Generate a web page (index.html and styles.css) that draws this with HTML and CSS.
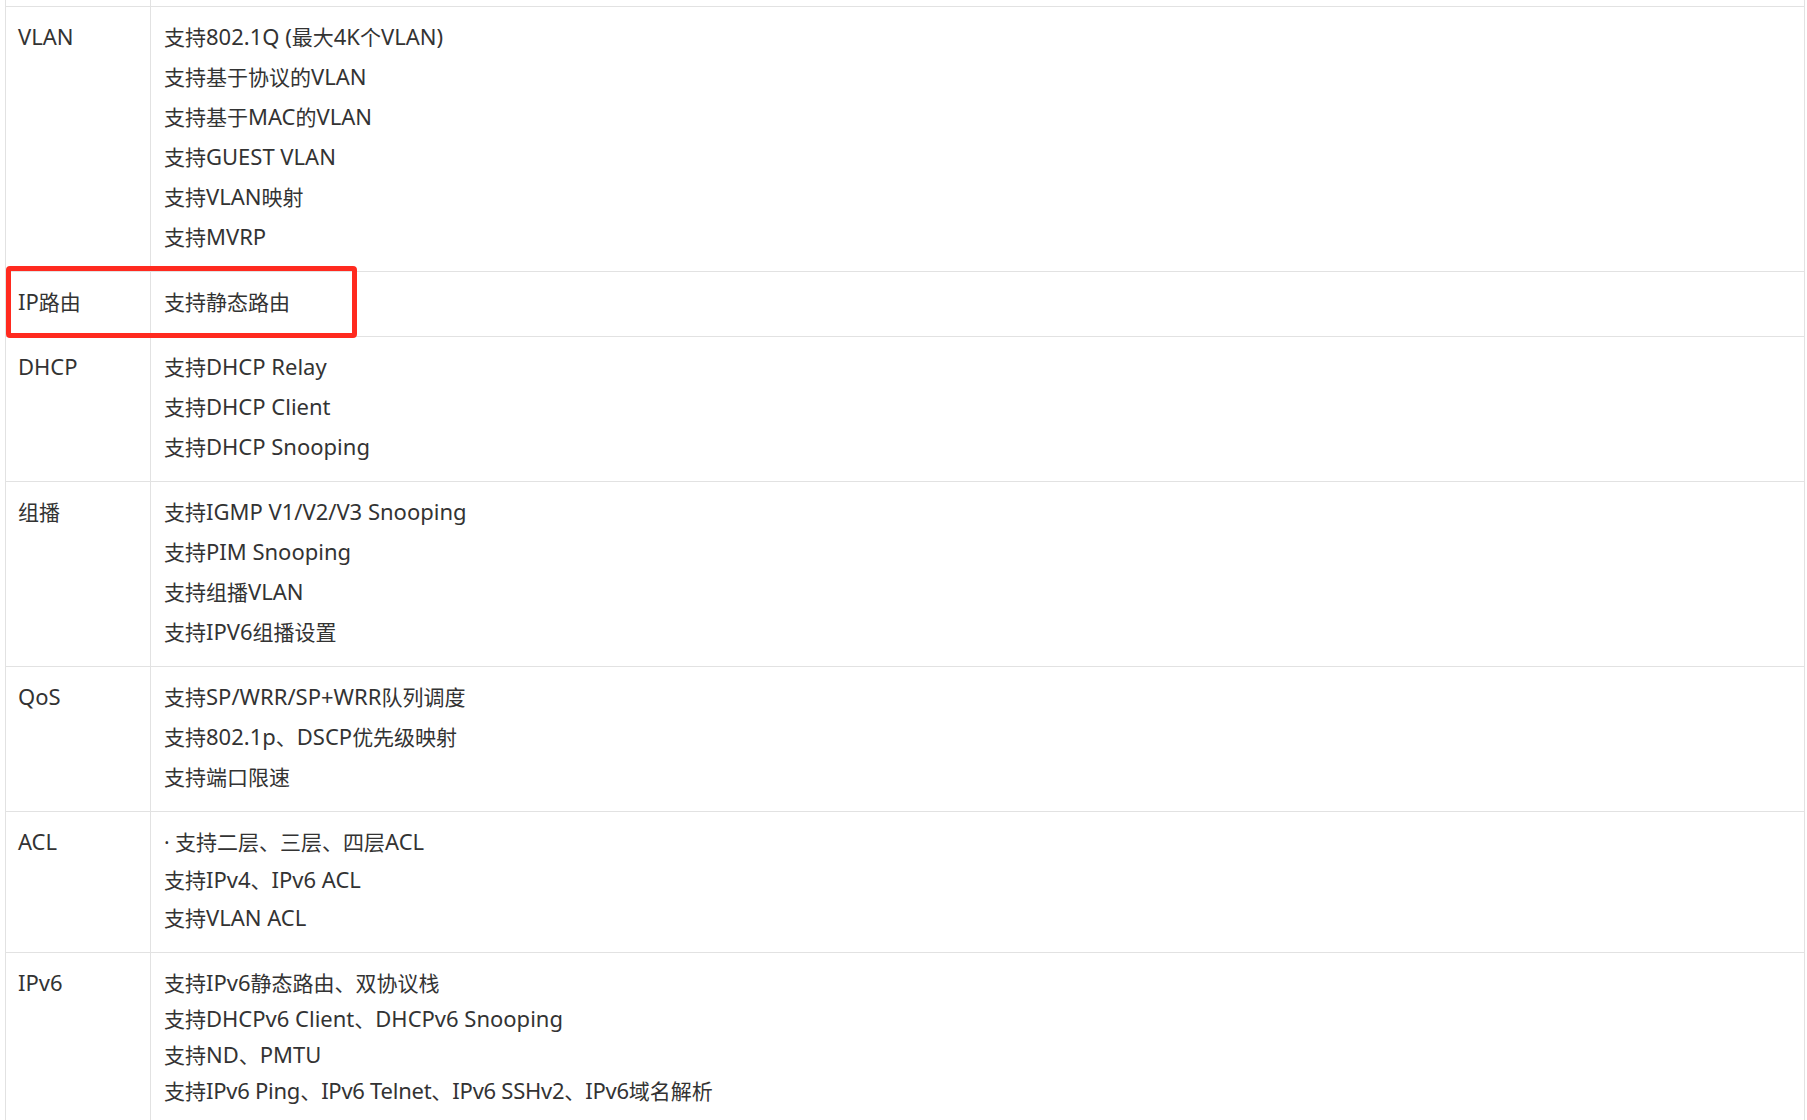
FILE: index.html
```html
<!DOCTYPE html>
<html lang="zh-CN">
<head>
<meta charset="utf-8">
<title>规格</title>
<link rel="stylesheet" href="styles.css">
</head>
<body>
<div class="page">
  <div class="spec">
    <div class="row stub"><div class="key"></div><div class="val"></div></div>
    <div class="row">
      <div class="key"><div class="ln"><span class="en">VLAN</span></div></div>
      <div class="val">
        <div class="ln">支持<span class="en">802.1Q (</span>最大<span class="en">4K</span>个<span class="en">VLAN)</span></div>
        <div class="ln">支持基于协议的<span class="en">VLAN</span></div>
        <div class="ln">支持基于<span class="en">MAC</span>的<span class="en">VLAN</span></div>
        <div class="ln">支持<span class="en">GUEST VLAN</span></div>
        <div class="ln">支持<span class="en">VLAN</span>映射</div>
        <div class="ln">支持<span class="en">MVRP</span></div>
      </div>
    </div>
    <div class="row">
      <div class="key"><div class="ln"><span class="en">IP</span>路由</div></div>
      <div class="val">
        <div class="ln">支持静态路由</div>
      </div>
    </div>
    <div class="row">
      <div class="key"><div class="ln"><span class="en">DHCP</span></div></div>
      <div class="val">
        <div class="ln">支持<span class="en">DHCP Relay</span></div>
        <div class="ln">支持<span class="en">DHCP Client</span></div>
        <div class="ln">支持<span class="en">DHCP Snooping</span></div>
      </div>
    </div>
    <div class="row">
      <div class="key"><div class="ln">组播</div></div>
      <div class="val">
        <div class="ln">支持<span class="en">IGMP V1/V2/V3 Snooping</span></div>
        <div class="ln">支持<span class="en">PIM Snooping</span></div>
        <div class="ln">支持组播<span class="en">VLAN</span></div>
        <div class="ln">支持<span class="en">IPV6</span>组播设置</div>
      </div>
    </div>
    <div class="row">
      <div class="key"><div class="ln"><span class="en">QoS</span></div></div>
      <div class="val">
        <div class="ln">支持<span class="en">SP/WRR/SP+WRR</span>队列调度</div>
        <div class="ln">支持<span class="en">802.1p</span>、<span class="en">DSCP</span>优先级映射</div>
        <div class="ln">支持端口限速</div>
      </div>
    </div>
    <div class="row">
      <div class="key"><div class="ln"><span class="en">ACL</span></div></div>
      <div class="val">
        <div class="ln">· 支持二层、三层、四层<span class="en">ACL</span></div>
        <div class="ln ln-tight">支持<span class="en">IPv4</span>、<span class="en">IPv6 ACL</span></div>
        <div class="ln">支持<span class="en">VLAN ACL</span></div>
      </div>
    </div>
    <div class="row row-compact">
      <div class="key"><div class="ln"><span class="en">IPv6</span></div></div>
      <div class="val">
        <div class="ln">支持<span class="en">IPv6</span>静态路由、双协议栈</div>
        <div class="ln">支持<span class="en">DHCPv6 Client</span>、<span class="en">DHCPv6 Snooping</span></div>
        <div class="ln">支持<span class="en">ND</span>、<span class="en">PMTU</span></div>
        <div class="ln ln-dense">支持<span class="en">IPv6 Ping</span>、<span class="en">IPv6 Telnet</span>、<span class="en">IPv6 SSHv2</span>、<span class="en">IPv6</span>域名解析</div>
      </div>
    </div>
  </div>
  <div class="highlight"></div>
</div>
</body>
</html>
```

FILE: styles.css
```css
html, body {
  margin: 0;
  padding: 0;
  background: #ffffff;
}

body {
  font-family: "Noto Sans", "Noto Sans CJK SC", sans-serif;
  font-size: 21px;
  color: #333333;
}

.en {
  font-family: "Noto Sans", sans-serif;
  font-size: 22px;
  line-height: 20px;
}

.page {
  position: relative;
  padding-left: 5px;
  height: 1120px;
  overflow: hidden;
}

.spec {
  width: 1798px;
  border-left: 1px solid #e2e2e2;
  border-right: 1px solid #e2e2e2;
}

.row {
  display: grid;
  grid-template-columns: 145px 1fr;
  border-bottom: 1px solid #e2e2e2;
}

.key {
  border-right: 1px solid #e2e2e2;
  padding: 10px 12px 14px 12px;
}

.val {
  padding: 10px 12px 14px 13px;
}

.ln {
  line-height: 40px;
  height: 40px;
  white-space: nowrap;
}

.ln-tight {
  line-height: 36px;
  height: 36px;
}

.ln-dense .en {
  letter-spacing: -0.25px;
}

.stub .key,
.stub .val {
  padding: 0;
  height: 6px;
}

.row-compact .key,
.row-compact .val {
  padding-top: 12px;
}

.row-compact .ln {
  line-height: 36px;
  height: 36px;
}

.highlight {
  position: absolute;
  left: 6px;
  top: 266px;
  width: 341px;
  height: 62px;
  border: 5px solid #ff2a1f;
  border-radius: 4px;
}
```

> Required work:
Copy out every line holding the string "styles".

> Reply:
Generate a web page (index.html and styles.css) that draws this with HTML and CSS.
<link rel="stylesheet" href="styles.css">
FILE: styles.css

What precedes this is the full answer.